What this task involves: Quote from the first line below through the line that contains "const partyName = ref('')", both included, and leave the pictures out.

───

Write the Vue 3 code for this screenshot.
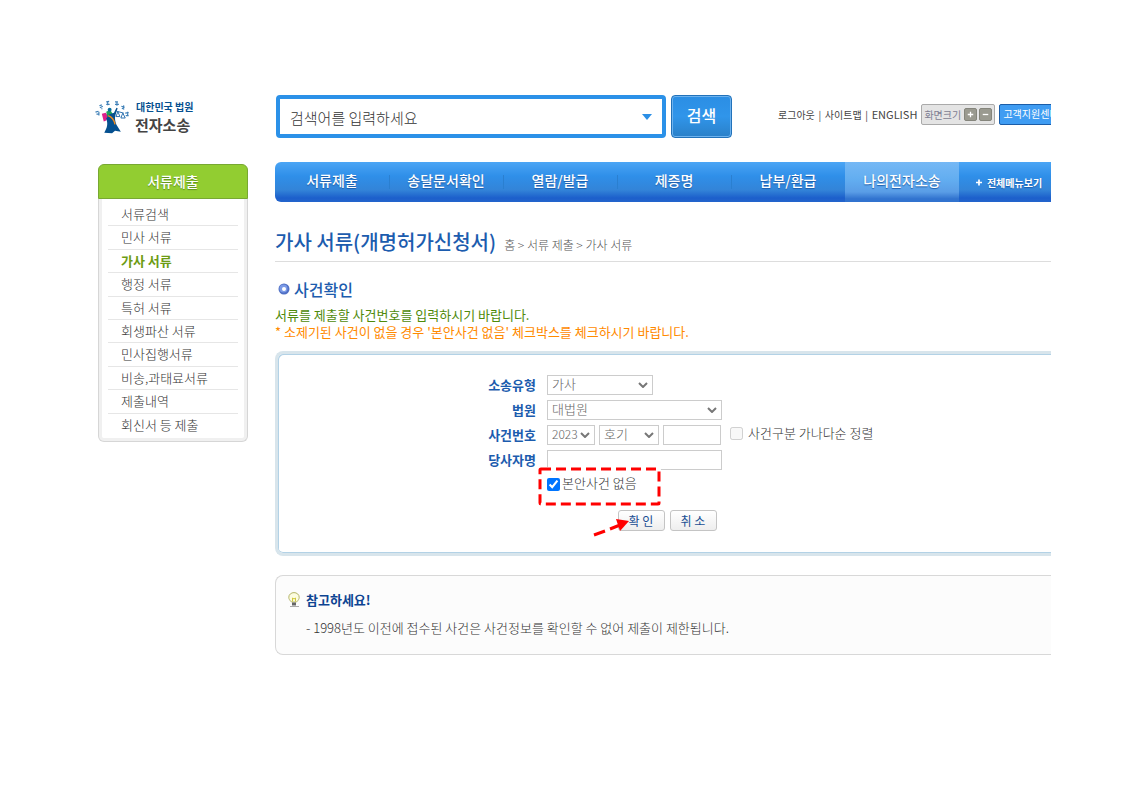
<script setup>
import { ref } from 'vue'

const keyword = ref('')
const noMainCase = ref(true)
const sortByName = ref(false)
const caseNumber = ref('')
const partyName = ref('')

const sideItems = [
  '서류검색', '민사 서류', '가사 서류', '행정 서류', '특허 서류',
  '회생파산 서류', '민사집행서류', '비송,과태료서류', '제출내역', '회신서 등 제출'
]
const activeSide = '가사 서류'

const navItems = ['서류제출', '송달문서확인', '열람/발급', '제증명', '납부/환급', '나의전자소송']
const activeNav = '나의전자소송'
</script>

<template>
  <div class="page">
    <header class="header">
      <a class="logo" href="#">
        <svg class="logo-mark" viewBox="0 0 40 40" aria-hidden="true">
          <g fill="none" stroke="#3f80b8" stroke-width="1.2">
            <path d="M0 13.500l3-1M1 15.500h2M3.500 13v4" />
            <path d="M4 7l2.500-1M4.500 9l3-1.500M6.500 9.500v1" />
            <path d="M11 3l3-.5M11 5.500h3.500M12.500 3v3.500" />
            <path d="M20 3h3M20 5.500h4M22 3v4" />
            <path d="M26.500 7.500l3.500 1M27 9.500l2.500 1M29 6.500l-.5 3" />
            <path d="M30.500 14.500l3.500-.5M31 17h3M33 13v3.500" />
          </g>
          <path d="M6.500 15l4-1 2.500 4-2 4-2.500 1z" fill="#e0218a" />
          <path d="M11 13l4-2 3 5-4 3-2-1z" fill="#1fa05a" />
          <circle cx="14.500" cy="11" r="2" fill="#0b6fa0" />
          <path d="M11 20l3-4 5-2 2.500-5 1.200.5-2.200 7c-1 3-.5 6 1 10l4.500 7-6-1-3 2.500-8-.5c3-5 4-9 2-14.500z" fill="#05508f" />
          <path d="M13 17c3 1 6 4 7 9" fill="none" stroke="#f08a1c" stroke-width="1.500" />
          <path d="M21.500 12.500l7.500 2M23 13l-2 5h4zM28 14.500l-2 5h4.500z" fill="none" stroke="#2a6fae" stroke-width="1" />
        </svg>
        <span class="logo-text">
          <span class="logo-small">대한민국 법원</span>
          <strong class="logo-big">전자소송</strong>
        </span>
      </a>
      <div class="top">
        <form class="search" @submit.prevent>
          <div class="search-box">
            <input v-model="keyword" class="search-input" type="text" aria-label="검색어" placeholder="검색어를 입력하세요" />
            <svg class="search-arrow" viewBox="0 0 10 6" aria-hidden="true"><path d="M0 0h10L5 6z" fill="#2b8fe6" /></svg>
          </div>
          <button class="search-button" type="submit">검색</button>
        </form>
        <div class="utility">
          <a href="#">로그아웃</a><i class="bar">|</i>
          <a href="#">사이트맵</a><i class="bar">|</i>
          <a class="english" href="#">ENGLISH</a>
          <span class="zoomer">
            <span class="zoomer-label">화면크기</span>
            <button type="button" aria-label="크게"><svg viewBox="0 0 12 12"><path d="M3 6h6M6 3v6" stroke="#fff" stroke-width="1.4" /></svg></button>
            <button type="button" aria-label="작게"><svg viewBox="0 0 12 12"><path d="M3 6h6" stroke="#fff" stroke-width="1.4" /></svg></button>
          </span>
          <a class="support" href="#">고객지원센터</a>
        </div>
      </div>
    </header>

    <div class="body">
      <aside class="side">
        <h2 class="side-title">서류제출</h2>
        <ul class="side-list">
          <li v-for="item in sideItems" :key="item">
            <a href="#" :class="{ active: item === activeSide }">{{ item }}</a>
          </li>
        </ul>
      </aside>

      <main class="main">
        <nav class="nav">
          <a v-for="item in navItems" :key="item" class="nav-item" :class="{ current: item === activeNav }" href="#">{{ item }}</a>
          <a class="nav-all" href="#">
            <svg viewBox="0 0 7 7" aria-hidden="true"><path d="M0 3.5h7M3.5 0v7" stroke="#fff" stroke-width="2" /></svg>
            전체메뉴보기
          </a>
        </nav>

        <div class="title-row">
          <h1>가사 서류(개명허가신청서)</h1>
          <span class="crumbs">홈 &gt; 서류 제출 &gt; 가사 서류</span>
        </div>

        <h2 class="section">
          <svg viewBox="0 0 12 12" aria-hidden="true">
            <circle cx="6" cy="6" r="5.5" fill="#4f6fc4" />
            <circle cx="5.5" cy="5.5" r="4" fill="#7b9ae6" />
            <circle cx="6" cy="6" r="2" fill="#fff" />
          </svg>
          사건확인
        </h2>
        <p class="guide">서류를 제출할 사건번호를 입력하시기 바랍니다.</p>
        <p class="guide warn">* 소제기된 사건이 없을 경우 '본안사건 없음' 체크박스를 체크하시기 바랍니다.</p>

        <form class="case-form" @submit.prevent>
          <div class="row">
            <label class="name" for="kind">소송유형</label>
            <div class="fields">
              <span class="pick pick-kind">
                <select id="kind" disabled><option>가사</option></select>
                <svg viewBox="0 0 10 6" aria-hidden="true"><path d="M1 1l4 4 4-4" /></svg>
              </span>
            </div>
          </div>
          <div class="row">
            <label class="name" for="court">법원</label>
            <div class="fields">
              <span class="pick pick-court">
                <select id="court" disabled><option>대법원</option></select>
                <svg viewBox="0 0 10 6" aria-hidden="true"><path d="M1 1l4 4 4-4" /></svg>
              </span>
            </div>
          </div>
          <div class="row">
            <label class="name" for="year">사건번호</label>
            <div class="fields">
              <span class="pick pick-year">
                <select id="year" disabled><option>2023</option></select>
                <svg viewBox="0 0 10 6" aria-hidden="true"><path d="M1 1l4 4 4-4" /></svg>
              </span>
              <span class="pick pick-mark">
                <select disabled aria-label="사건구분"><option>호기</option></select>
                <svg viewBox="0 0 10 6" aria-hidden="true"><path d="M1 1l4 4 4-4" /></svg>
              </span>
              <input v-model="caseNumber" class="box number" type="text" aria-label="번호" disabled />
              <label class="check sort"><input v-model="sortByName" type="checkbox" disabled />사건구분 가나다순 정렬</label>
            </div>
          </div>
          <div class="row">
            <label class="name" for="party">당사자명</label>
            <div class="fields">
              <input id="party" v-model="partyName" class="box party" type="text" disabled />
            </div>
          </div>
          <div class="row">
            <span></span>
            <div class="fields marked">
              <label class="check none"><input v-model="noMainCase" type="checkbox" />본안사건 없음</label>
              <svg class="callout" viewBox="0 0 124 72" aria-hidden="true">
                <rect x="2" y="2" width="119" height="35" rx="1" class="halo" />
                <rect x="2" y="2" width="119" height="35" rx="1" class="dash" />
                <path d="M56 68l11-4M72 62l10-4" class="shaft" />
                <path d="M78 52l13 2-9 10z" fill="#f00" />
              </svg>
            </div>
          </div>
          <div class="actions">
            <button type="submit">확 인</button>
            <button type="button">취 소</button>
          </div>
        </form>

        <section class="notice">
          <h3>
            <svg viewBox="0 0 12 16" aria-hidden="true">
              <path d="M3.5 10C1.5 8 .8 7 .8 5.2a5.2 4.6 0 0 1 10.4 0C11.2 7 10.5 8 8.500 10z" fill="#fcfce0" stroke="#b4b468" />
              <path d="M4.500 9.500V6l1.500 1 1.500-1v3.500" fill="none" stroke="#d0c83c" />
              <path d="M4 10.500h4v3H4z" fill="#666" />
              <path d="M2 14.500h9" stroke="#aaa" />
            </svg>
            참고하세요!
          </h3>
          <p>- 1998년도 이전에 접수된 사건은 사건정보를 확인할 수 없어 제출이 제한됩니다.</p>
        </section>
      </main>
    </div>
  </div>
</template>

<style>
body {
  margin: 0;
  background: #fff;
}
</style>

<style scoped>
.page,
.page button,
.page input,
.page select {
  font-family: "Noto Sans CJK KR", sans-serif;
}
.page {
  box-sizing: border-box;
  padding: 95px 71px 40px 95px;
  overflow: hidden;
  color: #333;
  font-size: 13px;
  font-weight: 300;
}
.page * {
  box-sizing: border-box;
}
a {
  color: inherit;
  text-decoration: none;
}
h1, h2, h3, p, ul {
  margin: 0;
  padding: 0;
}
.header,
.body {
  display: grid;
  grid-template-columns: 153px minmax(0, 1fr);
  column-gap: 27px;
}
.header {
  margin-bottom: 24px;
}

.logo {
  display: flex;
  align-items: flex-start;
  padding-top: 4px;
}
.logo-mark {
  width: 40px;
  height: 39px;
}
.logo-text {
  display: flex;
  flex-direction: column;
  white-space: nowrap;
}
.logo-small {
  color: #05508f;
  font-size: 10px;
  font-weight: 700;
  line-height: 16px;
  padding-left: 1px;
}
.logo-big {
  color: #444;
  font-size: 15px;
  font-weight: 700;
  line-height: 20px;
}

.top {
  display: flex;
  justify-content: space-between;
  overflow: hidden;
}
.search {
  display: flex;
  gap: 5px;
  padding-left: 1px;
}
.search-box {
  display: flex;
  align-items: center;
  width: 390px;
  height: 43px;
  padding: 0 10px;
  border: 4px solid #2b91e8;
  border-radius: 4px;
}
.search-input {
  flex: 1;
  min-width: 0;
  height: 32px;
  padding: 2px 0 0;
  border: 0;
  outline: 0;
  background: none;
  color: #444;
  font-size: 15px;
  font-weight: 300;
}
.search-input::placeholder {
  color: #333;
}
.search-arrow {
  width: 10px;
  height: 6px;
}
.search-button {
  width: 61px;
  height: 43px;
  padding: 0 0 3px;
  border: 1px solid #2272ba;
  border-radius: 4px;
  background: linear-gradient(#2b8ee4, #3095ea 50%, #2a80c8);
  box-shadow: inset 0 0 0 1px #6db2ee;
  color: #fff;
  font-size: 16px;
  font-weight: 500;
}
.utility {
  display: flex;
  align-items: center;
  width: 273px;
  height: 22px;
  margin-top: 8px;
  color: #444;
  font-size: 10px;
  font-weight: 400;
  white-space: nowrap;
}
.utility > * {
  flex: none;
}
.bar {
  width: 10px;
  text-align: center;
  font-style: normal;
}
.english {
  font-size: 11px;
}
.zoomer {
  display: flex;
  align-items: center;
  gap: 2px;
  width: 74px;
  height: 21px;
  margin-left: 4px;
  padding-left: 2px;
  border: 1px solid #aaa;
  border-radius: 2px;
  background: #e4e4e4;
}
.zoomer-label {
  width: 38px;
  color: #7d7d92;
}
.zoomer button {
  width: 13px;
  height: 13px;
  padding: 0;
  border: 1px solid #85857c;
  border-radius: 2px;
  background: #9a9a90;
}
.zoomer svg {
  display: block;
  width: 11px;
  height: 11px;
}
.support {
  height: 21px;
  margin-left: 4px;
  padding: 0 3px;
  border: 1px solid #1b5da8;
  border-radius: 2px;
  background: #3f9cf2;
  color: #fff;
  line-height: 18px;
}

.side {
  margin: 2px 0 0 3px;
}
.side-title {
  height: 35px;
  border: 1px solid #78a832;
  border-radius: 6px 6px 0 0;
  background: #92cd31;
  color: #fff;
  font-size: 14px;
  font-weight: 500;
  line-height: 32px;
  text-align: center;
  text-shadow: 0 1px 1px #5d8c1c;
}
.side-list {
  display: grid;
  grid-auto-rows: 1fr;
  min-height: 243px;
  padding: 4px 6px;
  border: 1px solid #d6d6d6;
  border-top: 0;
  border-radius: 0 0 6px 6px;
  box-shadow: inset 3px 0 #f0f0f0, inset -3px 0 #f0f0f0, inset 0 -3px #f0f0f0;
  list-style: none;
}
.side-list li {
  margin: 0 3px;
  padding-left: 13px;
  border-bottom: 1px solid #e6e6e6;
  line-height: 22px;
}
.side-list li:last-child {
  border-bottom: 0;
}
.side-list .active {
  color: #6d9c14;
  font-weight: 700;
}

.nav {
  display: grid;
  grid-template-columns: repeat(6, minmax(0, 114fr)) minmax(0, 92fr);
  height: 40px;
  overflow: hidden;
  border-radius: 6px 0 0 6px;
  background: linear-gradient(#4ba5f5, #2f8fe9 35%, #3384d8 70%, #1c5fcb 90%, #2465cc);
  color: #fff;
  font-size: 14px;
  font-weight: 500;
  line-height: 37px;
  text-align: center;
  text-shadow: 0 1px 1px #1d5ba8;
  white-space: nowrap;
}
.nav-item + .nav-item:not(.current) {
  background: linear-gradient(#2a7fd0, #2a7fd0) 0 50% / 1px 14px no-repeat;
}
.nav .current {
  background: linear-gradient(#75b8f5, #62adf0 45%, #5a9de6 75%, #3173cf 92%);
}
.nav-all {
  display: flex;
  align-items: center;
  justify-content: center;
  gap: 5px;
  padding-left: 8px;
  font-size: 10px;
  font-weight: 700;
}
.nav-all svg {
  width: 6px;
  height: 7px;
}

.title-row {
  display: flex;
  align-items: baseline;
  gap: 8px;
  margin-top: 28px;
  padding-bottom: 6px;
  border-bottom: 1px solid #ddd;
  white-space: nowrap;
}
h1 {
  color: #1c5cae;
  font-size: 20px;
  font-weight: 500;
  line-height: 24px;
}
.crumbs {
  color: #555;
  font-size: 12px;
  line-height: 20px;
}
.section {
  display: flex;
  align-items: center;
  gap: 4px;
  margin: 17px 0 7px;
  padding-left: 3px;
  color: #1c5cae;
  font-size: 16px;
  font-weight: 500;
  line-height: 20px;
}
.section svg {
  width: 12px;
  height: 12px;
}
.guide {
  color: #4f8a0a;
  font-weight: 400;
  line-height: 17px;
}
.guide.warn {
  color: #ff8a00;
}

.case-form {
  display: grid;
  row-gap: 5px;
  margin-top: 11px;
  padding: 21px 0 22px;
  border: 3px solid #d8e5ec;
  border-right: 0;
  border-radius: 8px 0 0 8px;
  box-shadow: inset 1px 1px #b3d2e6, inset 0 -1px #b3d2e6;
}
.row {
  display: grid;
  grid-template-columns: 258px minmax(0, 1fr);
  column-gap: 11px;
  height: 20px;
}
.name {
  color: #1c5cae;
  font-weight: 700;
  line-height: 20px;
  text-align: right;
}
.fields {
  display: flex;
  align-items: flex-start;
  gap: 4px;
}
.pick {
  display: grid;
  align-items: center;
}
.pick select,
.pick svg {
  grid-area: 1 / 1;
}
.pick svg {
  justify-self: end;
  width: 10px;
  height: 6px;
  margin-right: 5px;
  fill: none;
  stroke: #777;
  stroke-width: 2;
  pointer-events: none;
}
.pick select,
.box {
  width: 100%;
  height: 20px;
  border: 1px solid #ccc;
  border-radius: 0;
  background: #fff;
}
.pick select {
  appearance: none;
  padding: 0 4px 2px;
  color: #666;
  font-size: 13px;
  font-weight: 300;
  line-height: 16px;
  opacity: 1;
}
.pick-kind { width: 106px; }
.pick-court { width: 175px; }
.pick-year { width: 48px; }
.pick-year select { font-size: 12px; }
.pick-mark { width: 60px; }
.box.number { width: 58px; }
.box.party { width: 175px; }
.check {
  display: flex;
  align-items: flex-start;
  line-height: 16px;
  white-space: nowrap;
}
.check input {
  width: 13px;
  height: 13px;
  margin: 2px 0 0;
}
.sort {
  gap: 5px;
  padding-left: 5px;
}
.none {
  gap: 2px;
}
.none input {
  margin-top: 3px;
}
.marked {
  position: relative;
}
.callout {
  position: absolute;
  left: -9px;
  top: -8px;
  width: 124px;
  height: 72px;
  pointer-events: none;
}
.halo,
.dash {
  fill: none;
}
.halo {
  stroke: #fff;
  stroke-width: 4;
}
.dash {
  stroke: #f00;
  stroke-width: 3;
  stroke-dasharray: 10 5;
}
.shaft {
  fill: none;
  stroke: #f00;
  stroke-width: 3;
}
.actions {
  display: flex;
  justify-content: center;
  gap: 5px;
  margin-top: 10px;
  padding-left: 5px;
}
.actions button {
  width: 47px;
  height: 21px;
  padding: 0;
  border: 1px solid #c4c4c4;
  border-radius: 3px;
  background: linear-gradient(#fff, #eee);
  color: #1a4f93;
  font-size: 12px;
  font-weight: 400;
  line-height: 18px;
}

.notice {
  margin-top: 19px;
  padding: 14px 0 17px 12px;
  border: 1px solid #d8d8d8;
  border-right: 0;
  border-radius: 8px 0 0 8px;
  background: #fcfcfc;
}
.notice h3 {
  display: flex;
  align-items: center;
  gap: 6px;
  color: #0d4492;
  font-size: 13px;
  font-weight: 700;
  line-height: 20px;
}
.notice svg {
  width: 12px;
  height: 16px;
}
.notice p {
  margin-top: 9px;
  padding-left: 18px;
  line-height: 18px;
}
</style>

───

Response to the task:
Write the Vue 3 code for this screenshot.
<script setup>
import { ref } from 'vue'

const keyword = ref('')
const noMainCase = ref(true)
const sortByName = ref(false)
const caseNumber = ref('')
const partyName = ref('')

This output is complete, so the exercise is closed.